Secondly, I like to know what their goals, both near and long term, are. A vampires who feeds off of whores may currently be trying to seduce a particularly virtuous and beautiful nun to come join him (which surely will piss of the master of the monastery where this nun resides), but long term he hopes take over the entire neighborhood, preferably by humiliating the Prince's childe who is its current “overseer.”
Finally, I like to spend some time thinking about what they care about, and what they admire. Do they like bold action (at least in others?), or do they see it as suicidal foolishness? Are they interested in scholarly pursuits? If so, do they enjoy learning new things, or do they like being the smartest in the room? Basically, if the players wanted to impress or get along with them, how should they behave and what opinions should they express? If they want to get into the game of prestation, what kind of things do they care about, and how can the players exploit that to get the best deal possible. For example, if a player wants to meet the minor nobles and wealthy merchants of a city, the Brujah might charge a moderate boon, since he cares about guarding his contacts. while a Toreador might invite the PC to a party with many of the same people for a minor boon.
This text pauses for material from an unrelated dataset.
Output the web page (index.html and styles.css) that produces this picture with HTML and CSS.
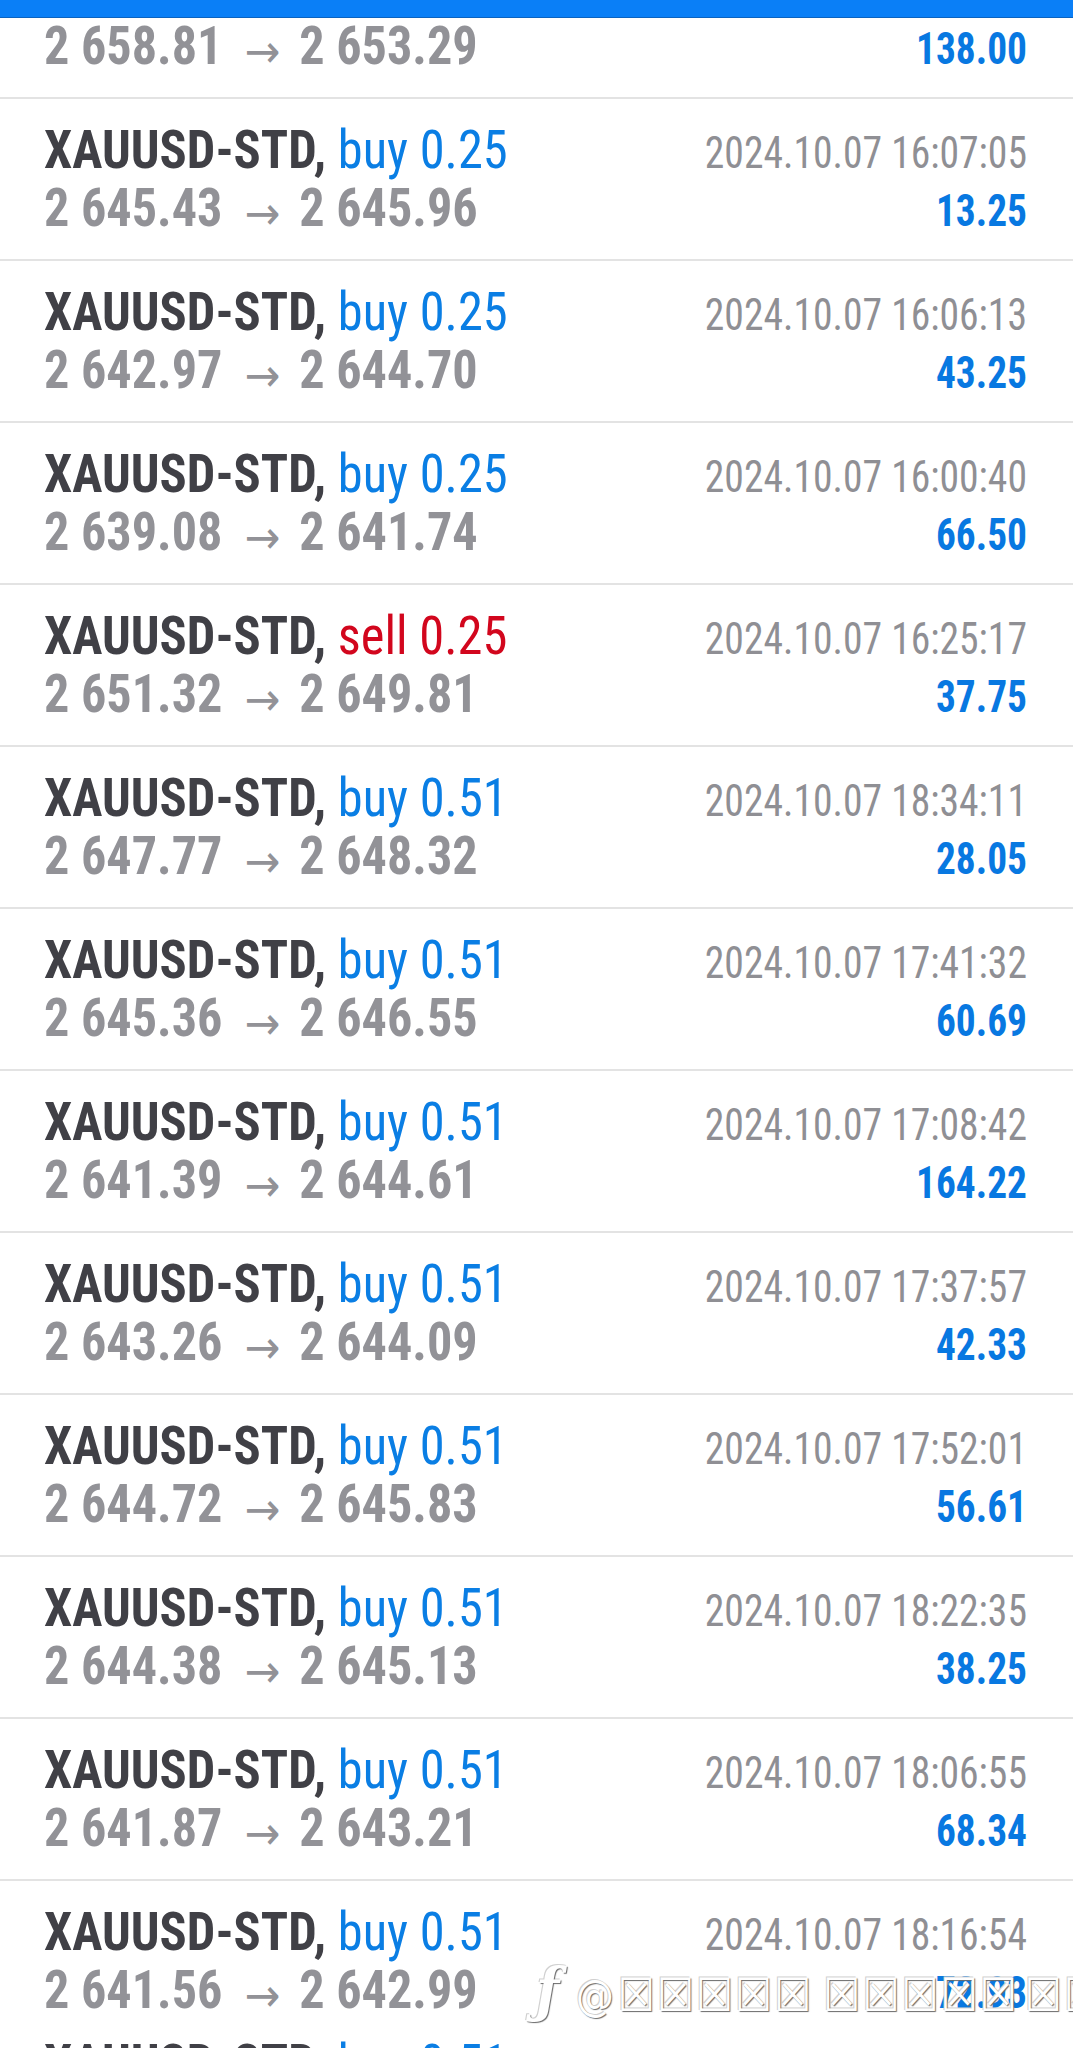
FILE: index.html
```html
<!DOCTYPE html>
<html lang="en">
<head>
<meta charset="utf-8">
<title>History</title>
<link rel="stylesheet" href="styles.css">
</head>
<body>
<div class="bar"></div>
<div class="list">
  <div class="rows">
    <div class="row">
      <div class="sym">XAUUSD-STD, <span class="buy">buy 0.25</span></div>
      <div class="time">2024.10.07 16:10:22</div>
      <div class="price">2 658.81<span class="arrow">→</span>2 653.29</div>
      <div class="profit">138.00</div>
    </div>
    <div class="row">
      <div class="sym">XAUUSD-STD, <span class="buy">buy 0.25</span></div>
      <div class="time">2024.10.07 16:07:05</div>
      <div class="price">2 645.43<span class="arrow">→</span>2 645.96</div>
      <div class="profit">13.25</div>
    </div>
    <div class="row">
      <div class="sym">XAUUSD-STD, <span class="buy">buy 0.25</span></div>
      <div class="time">2024.10.07 16:06:13</div>
      <div class="price">2 642.97<span class="arrow">→</span>2 644.70</div>
      <div class="profit">43.25</div>
    </div>
    <div class="row">
      <div class="sym">XAUUSD-STD, <span class="buy">buy 0.25</span></div>
      <div class="time">2024.10.07 16:00:40</div>
      <div class="price">2 639.08<span class="arrow">→</span>2 641.74</div>
      <div class="profit">66.50</div>
    </div>
    <div class="row">
      <div class="sym">XAUUSD-STD, <span class="sell">sell 0.25</span></div>
      <div class="time">2024.10.07 16:25:17</div>
      <div class="price">2 651.32<span class="arrow">→</span>2 649.81</div>
      <div class="profit">37.75</div>
    </div>
    <div class="row">
      <div class="sym">XAUUSD-STD, <span class="buy">buy 0.51</span></div>
      <div class="time">2024.10.07 18:34:11</div>
      <div class="price">2 647.77<span class="arrow">→</span>2 648.32</div>
      <div class="profit">28.05</div>
    </div>
    <div class="row">
      <div class="sym">XAUUSD-STD, <span class="buy">buy 0.51</span></div>
      <div class="time">2024.10.07 17:41:32</div>
      <div class="price">2 645.36<span class="arrow">→</span>2 646.55</div>
      <div class="profit">60.69</div>
    </div>
    <div class="row">
      <div class="sym">XAUUSD-STD, <span class="buy">buy 0.51</span></div>
      <div class="time">2024.10.07 17:08:42</div>
      <div class="price">2 641.39<span class="arrow">→</span>2 644.61</div>
      <div class="profit">164.22</div>
    </div>
    <div class="row">
      <div class="sym">XAUUSD-STD, <span class="buy">buy 0.51</span></div>
      <div class="time">2024.10.07 17:37:57</div>
      <div class="price">2 643.26<span class="arrow">→</span>2 644.09</div>
      <div class="profit">42.33</div>
    </div>
    <div class="row">
      <div class="sym">XAUUSD-STD, <span class="buy">buy 0.51</span></div>
      <div class="time">2024.10.07 17:52:01</div>
      <div class="price">2 644.72<span class="arrow">→</span>2 645.83</div>
      <div class="profit">56.61</div>
    </div>
    <div class="row">
      <div class="sym">XAUUSD-STD, <span class="buy">buy 0.51</span></div>
      <div class="time">2024.10.07 18:22:35</div>
      <div class="price">2 644.38<span class="arrow">→</span>2 645.13</div>
      <div class="profit">38.25</div>
    </div>
    <div class="row">
      <div class="sym">XAUUSD-STD, <span class="buy">buy 0.51</span></div>
      <div class="time">2024.10.07 18:06:55</div>
      <div class="price">2 641.87<span class="arrow">→</span>2 643.21</div>
      <div class="profit">68.34</div>
    </div>
    <div class="row row-tight">
      <div class="sym">XAUUSD-STD, <span class="buy">buy 0.51</span></div>
      <div class="time">2024.10.07 18:16:54</div>
      <div class="price">2 641.56<span class="arrow">→</span>2 642.99</div>
      <div class="profit">72.93</div>
    </div>
    <div class="row">
      <div class="sym">XAUUSD-STD, <span class="buy">buy 0.51</span></div>
      <div class="time">2024.10.07 18:11:20</div>
      <div class="price">2 642.10<span class="arrow">→</span>2 643.05</div>
      <div class="profit">48.45</div>
    </div>
  </div>
</div>
<div class="watermark"><span class="logo">ƒ</span><span class="at">@</span><span class="boxes">☒☒☒☒☒</span><span class="boxes gap">☒☒☒☒☒</span><span class="boxes gap-s">☒☒</span></div>
</body>
</html>
```

FILE: styles.css
```css
html, body {
  margin: 0;
  padding: 0;
  background: #ffffff;
}

body {
  width: 1073px;
  height: 2048px;
  overflow: hidden;
  position: relative;
  font-family: "Roboto Condensed", "Roboto", "Liberation Sans", sans-serif;
  font-stretch: condensed;
}

.bar {
  height: 17px;
  background: #0a7ff7;
  border-bottom: 1px solid #0b63c0;
}

.list {
  height: 2030px;
  overflow: hidden;
}

.rows {
  margin-top: -81px;
}

.row {
  box-sizing: border-box;
  height: 162px;
  padding: 22px 46px 0 44px;
  border-bottom: 2px solid #e3e3e3;
  display: grid;
  grid-template-columns: 1fr auto;
  grid-auto-rows: 58px;
  align-items: baseline;
}

.row-tight {
  height: 132px;
  border-bottom: none;
}

.sym {
  font-size: 54px;
  line-height: 58px;
  font-weight: 700;
  color: #404046;
  white-space: nowrap;
  transform: scaleX(0.935);
  transform-origin: left center;
}

.buy {
  font-weight: 400;
  color: #0a7ee4;
}

.sell {
  font-weight: 400;
  color: #d2061d;
}

.price {
  font-size: 54px;
  line-height: 58px;
  font-weight: 700;
  color: #929297;
  white-space: nowrap;
  transform: scaleX(0.93);
  transform-origin: left center;
}

.arrow {
  font-family: "Roboto", "DejaVu Sans", sans-serif;
  font-stretch: normal;
  font-size: 46px;
  font-weight: 400;
  color: #929297;
  vertical-align: -3px;
  margin: 0 20px 0 24px;
}

.time {
  font-size: 44px;
  line-height: 58px;
  font-weight: 400;
  color: #8f8f94;
  text-align: right;
  white-space: nowrap;
  transform: scaleX(0.9);
  transform-origin: right center;
}

.profit {
  font-size: 44px;
  line-height: 58px;
  font-weight: 700;
  color: #0878e1;
  text-align: right;
  white-space: nowrap;
  transform: scaleX(0.895);
  transform-origin: right center;
}

.watermark {
  position: absolute;
  left: 536px;
  top: 1966px;
  display: flex;
  align-items: baseline;
  font-family: "DejaVu Sans", sans-serif;
  font-size: 46px;
  line-height: 48px;
  color: #ffffff;
  white-space: nowrap;
  text-shadow: 1px 1px 1px #6a6a6a, -1px -1px 0 #d0d0d0;
}

.logo {
  font-family: "DejaVu Serif", serif;
  font-style: italic;
  font-weight: 700;
  font-size: 60px;
  width: 40px;
}

.at {
  font-size: 42px;
  margin-right: 4px;
}

.boxes {
  letter-spacing: 2px;
}

.gap {
  margin-left: 10px;
}

.gap-s {
  margin-left: 6px;
}
```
A smart PC though will learn of the Toreador’s fascination with Arabic art, use his sire’s resources to train him up on that skill, gain a broad (if shallow) knowledge, “accidentally” run into the Toreador and engage her in conversation. Once she invited him to the party, demur, insisting that your sire has a task for you that night, and only cave when you can swing a minor book from her (because of the “inconvenience”). Therefore, a clever player who does their homework and learns to exploit the game can go from being significantly in debt to get what they want, to getting what they want and have people owe them.